Angriffe und Diskriminierungserfahrungen können zum Teil in psychischen Schwierigkeiten resultieren, etwa bei Aussichtslosigkeit bei der Arbeitssuche oder jahrzehntelang unsicherem Aufenthaltsstatus. Darüber hinaus habe auch die fehlende Benennung und Anerkennung von Übergriffen als rassistisch, das Herunterspielen eines politischen Hintergrunds und eine ausbleibende (strafrechtliche) Aufarbeitung direkte Auswirkungen auf das Wohlbefinden der Betroffenen allgemein und – für diese Broschüre – in der Stadt Potsdam. 
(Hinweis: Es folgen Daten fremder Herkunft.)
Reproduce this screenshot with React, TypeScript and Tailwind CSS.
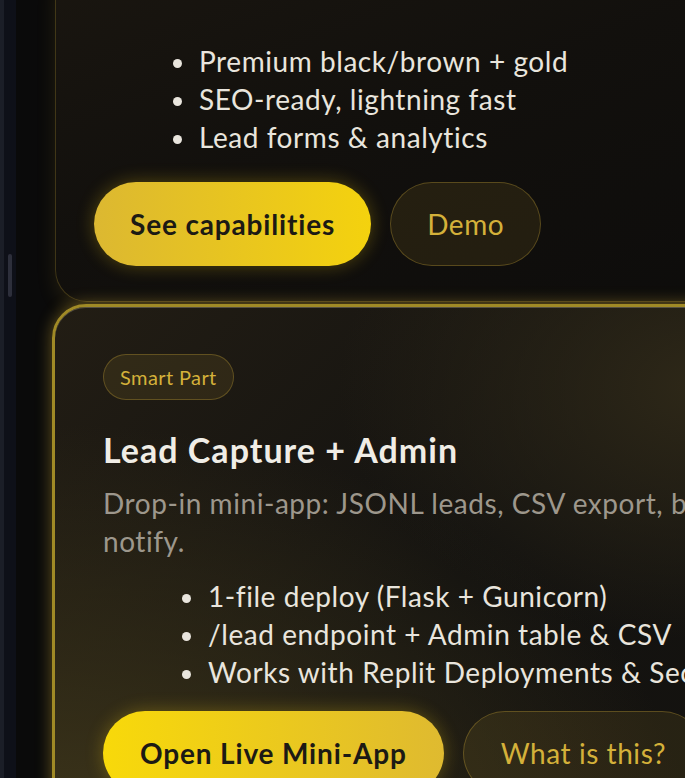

Auf die Interviews folgt ein kurzer Text, wie Antidiskriminierungsarbeit als Gewaltprävention dienen können, Alltagsrassismus dürfe nicht hinter offen sichtbarer rassistischer Gewalt unsichtbar werden. Dabei gehen die Autor*innen auch darauf ein, dass es Betroffenen schwer fallen kann, auf eine subtile Diskriminierung wie Blicke oder unfreundliches Verhalten zu reagieren oder Nicht-Betroffenen diese Ausgrenzung verständlich zu machen.

Zum Abschluss bietet die Broschüre einen Überblick über Kontakt- und Beratungsstellen – Antidiskriminierungsberatungsstellen, Migrant*innenorganisationen, Gewaltopferberatungsstellen, Migrations- und Flüchtlingsberatungen –in Potsdam, die mit einer Ausnahme auch heute bestehen.

Mit ihren sehr persönlichen Schilderungen geben die Interviewten einen Einblick in alltägliche Erfahrungen und besondere Diskriminierungen. Dieser kann einerseits für Nicht-Betroffene einen Perspektivwechsel eröffnen, bietet aber auch anderen Betroffenen von Rassismus die Möglichkeit ihre individuellen Erfahrungen einzuordnen.

Die Broschüre steht auf der Webseite der Opferperspektive zum Download.